### TASK PROMPT
From the entries below, pull out each line where "this" appears.

Code that builds pages:
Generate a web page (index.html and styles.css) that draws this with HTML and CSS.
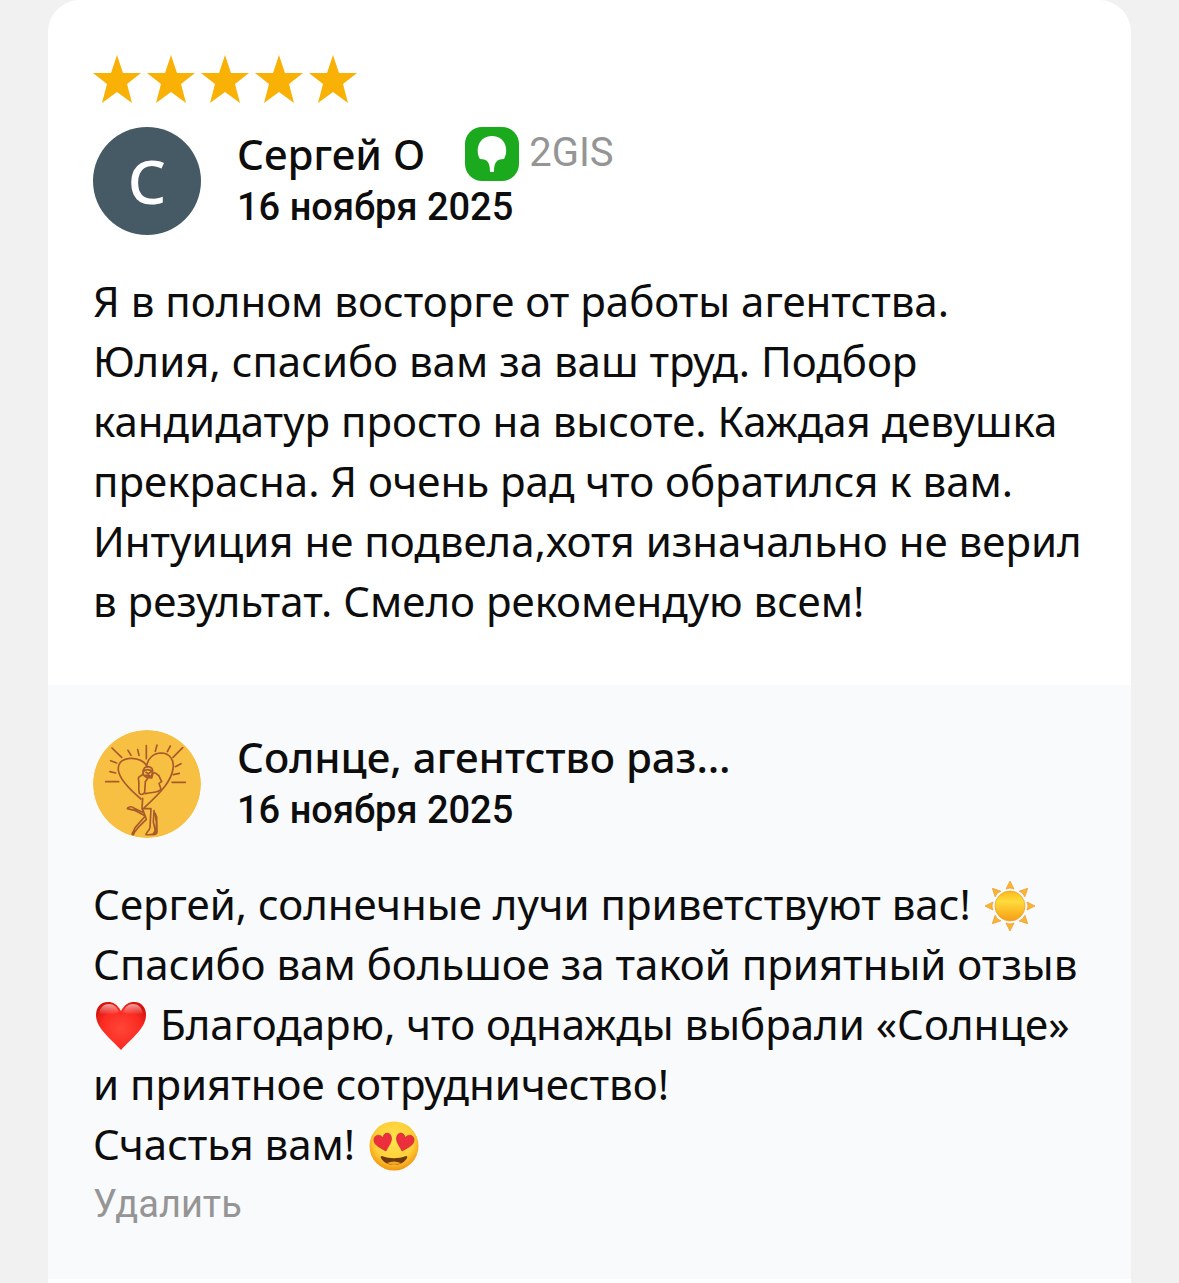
FILE: index.html
```html
<!DOCTYPE html>
<html lang="ru">
<head>
  <meta charset="UTF-8">
  <meta name="viewport" content="width=device-width, initial-scale=1">
  <title>Отзывы</title>
  <link rel="stylesheet" href="styles.css">
</head>
<body>

  <main class="card">

    <!-- Отзыв -->
    <article class="review">
      <div class="stars" role="img" aria-label="5 из 5">
        <svg class="star" viewBox="0 0 48 48"><path d="M24 0l6 18h18L34 29l5 19-15-11L9 48l5-19L0 18h18z"/></svg>
        <svg class="star" viewBox="0 0 48 48"><path d="M24 0l6 18h18L34 29l5 19-15-11L9 48l5-19L0 18h18z"/></svg>
        <svg class="star" viewBox="0 0 48 48"><path d="M24 0l6 18h18L34 29l5 19-15-11L9 48l5-19L0 18h18z"/></svg>
        <svg class="star" viewBox="0 0 48 48"><path d="M24 0l6 18h18L34 29l5 19-15-11L9 48l5-19L0 18h18z"/></svg>
        <svg class="star" viewBox="0 0 48 48"><path d="M24 0l6 18h18L34 29l5 19-15-11L9 48l5-19L0 18h18z"/></svg>
      </div>

      <header class="author">
        <div class="avatar letter">С</div>
        <div class="info">
          <div class="title">
            <h2 class="name">Сергей О</h2>
            <div class="source">
              <svg class="source-icon" viewBox="0 0 54 54" aria-hidden="true">
                <rect width="54" height="54" rx="17" fill="#1baa1e"/>
                <path fill="#fff" d="M15 32C10 24 13 9 27 9s17 15 12 23c-8 0-10 4-10 13h-4c0-9-2-13-10-13z"/>
              </svg>
              <span>2GIS</span>
            </div>
          </div>
          <time class="date" datetime="2025-11-16">16 ноября 2025</time>
        </div>
      </header>

      <p class="text">
        Я в полном восторге от работы агентства. Юлия, спасибо вам за ваш труд. Подбор кандидатур просто на высоте. Каждая девушка прекрасна. Я очень рад что обратился к вам. Интуиция не подвела,хотя изначально не верил в результат. Смело рекомендую всем!
      </p>
    </article>

    <!-- Ответ -->
    <article class="reply">
      <header class="author">
        <svg class="avatar" viewBox="0 0 324 324" aria-hidden="true">
          <circle cx="162" cy="162" r="162" fill="#f7c043"/>
          <g fill="none" stroke="#a85a2a" stroke-width="5" stroke-linecap="round" stroke-linejoin="round">
            <path d="M160 47v39M57 54l29 28M105 61l9 15M134 59l4 17M192 45l-5 19M232 48l-9 17M269 53l-29 29M53 92l18 7M51 125l17 4M38 155h39M264 101l-17 9M259 130l-18 4M237 157h40"/>
            <path d="M144 207C112 180 80 148 76 121c-3-24 16-37 41-36 25 2 39 9 46 26M161 108c3-23 20-38 43-39 28 0 40 23 36 48-6 38-36 69-86 116"/>
            <path d="M150 128c0-12 7-20 16-18 10 2 14 9 13 17-2 10-8 15-16 15-8-1-12-6-13-14zM152 124c8-7 17-6 26 1M159 127l7 4 8-5M158 136h11"/>
            <path d="M150 132c-6 10-15 4-14 15 5 15-2 26 3 43 6 7 12 2 16-2l2-33 9-13 10 2 4-14c8-6 13 6 17 6l9 19-8 5 6 18c-8 12-26 7-47 13"/>
            <path d="M149 205l-2 31h27l-3 57c-2 9-14 18-12 21 8 1 16 0 26-1l3-7-7-30 2-34"/>
            <path d="M148 236l4 12-30-14c-7-8-19-1-19 2l22 5 32 17-30 34-10 20c3 6 6-1 8-6l10-13 25-25-10-28"/>
            <path d="M183 247c9 18 9 42 4 55l-7 11c8 0 12-1 12-8l-1-44-5-12"/>
          </g>
        </svg>
        <div class="info">
          <h2 class="name">Солнце, агентство раз…</h2>
          <time class="date" datetime="2025-11-16">16 ноября 2025</time>
        </div>
      </header>

      <p class="text">
        Сергей, солнечные лучи приветствуют вас!
        <svg class="emoji" viewBox="0 0 52 52" role="img" aria-label="Солнце">
          <defs>
            <linearGradient id="sun" x1="0" y1="0" x2="0" y2="1">
              <stop offset="0" stop-color="#fbb91a"/>
              <stop offset=".35" stop-color="#ffdb3c"/>
              <stop offset="1" stop-color="#f89d12"/>
            </linearGradient>
          </defs>
          <g fill="#fbb725" stroke="#e8963a" stroke-width=".7">
            <path d="M26 1l4 8q-4-2-8 0z"/>
            <path d="M26 1l4 8q-4-2-8 0z" transform="rotate(45 26 26)"/>
            <path d="M26 1l4 8q-4-2-8 0z" transform="rotate(90 26 26)"/>
            <path d="M26 1l4 8q-4-2-8 0z" transform="rotate(135 26 26)"/>
            <path d="M26 1l4 8q-4-2-8 0z" transform="rotate(180 26 26)"/>
            <path d="M26 1l4 8q-4-2-8 0z" transform="rotate(225 26 26)"/>
            <path d="M26 1l4 8q-4-2-8 0z" transform="rotate(270 26 26)"/>
            <path d="M26 1l4 8q-4-2-8 0z" transform="rotate(315 26 26)"/>
          </g>
          <circle cx="26" cy="26" r="15" fill="url(#sun)" stroke="#ed9d25" stroke-width=".7"/>
        </svg>
        Спасибо вам большое за такой приятный отзыв
        <svg class="emoji" viewBox="0 0 52 52" role="img" aria-label="Сердце">
          <defs>
            <radialGradient id="heart" cx=".5" cy=".55" r=".6">
              <stop offset="0" stop-color="#ff4637"/>
              <stop offset=".65" stop-color="#fb2b22"/>
              <stop offset="1" stop-color="#d5120d"/>
            </radialGradient>
            <linearGradient id="shine" x1="0" y1="0" x2="0" y2="1">
              <stop offset="0" stop-color="#fff" stop-opacity=".6"/>
              <stop offset="1" stop-color="#fff" stop-opacity="0"/>
            </linearGradient>
          </defs>
          <path fill="url(#heart)" d="M26 11C22 4 18 2 13 2 5 2 1 8 1 15c0 13 14 23 25 35 11-12 25-22 25-35C51 8 47 2 39 2c-5 0-9 2-13 9z"/>
          <path fill="url(#shine)" d="M4 14C5 7 9 4 14 4c5 0 8 3 10 8-6 3-12 3-20 2zM28 12c2-5 5-8 10-8 5 0 9 3 10 10-8 1-14 1-20-2z"/>
        </svg>
        Благодарю, что однажды выбрали «Солнце» и приятное сотрудничество!<br>
        Счастья вам!
        <svg class="emoji" viewBox="0 0 52 52" role="img" aria-label="Влюблённые глаза">
          <defs>
            <radialGradient id="face" cx=".5" cy=".4" r=".6">
              <stop offset="0" stop-color="#ffe34e"/>
              <stop offset=".65" stop-color="#ffd03a"/>
              <stop offset="1" stop-color="#f2960f"/>
            </radialGradient>
          </defs>
          <circle cx="26" cy="26" r="24.500" fill="url(#face)"/>
          <path fill="#6f3a0b" d="M14 36c8 3 16 3 24 0 1 0 2 1 1 2-2 4-7 7-13 7s-11-3-13-7c-1-1 0-2 1-2z"/>
          <path fill="#f3a52b" d="M19 43q7-3 14 0-7 4-14 0z"/>
          <path fill="#eb2f3d" stroke="#c9222b" stroke-width=".6" d="M18 31C13 28 7 26 6 21c-1-6 6-8 9-3 0-5 6-7 8-2 2 5-2 9-5 15z"/>
          <path fill="#eb2f3d" stroke="#c9222b" stroke-width=".6" d="M34 31c5-3 11-5 12-10 1-6-6-8-9-3 0-5-6-7-8-2-2 5 2 9 5 15z"/>
        </svg>
      </p>
      <button class="delete" type="button">Удалить</button>
    </article>

  </main>

</body>
</html>
```
FILE: styles.css
```css
* {
  box-sizing: border-box;
}
body {
  margin: 0;
  padding: 0 48px;
  background: #f1f1f1;
  color: #0d0d0d;
  font-family: "Noto Sans", sans-serif;
}
.card {
  background: #fff;
  border-radius: 32px 32px 0 0;
  padding-bottom: 4px;
}
.review {
  padding: 55px 45px 54px;
}
.reply {
  padding: 45px;
  background: #f9fafc;
}
.stars {
  display: flex;
  gap: 6px;
  margin-bottom: 24px;
}
.star {
  width: 48px;
  height: 48px;
  fill: #f9b106;
}
.author {
  display: flex;
  gap: 36px;
  margin-bottom: 36px;
}
.avatar {
  flex: none;
  width: 108px;
  height: 108px;
  border-radius: 50%;
}
.letter {
  background: #465a65;
  color: #fff;
  font-size: 60px;
  font-weight: 500;
  line-height: 108px;
  text-align: center;
}
.title {
  display: flex;
  gap: 40px;
}
.name {
  margin: 0;
  font-size: 42px;
  font-weight: 500;
  line-height: 54px;
}
.source {
  display: flex;
  gap: 10px;
  color: #959595;
  font-family: Roboto, sans-serif;
  font-size: 40px;
  line-height: 52px;
}
.source-icon {
  width: 54px;
  height: 54px;
}
.date {
  display: block;
  font-family: Roboto, sans-serif;
  font-size: 38px;
  font-weight: 500;
  line-height: 52px;
}
.text {
  margin: 0;
  font-size: 42px;
  line-height: 60px;
}
.emoji {
  width: 52px;
  height: 52px;
  margin: 0 2px;
  vertical-align: -12px;
}
.delete {
  display: block;
  padding: 0;
  border: none;
  background: none;
  color: #959595;
  font-family: Roboto, sans-serif;
  font-size: 38px;
  line-height: 60px;
  cursor: pointer;
}
```
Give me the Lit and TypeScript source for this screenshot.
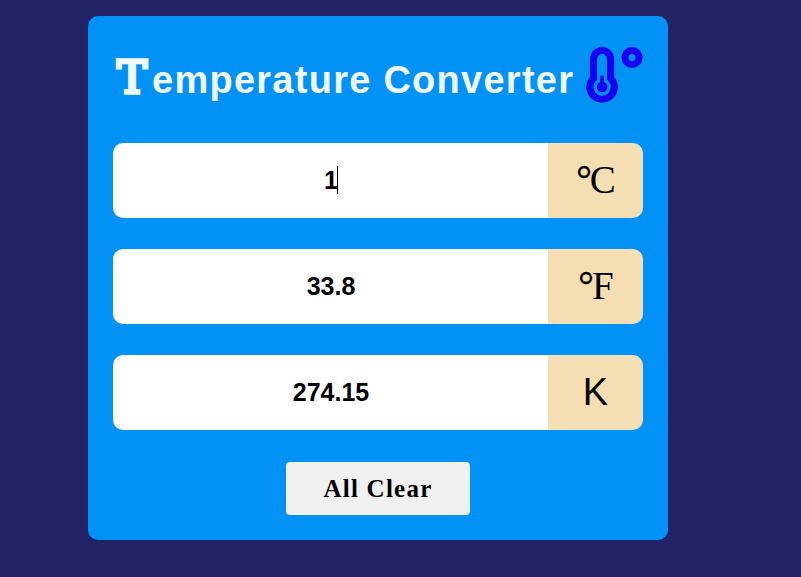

### REPLY
Generate a web page (index.html and styles.css) that draws this with HTML and CSS.
Give me the Lit and TypeScript source for this screenshot.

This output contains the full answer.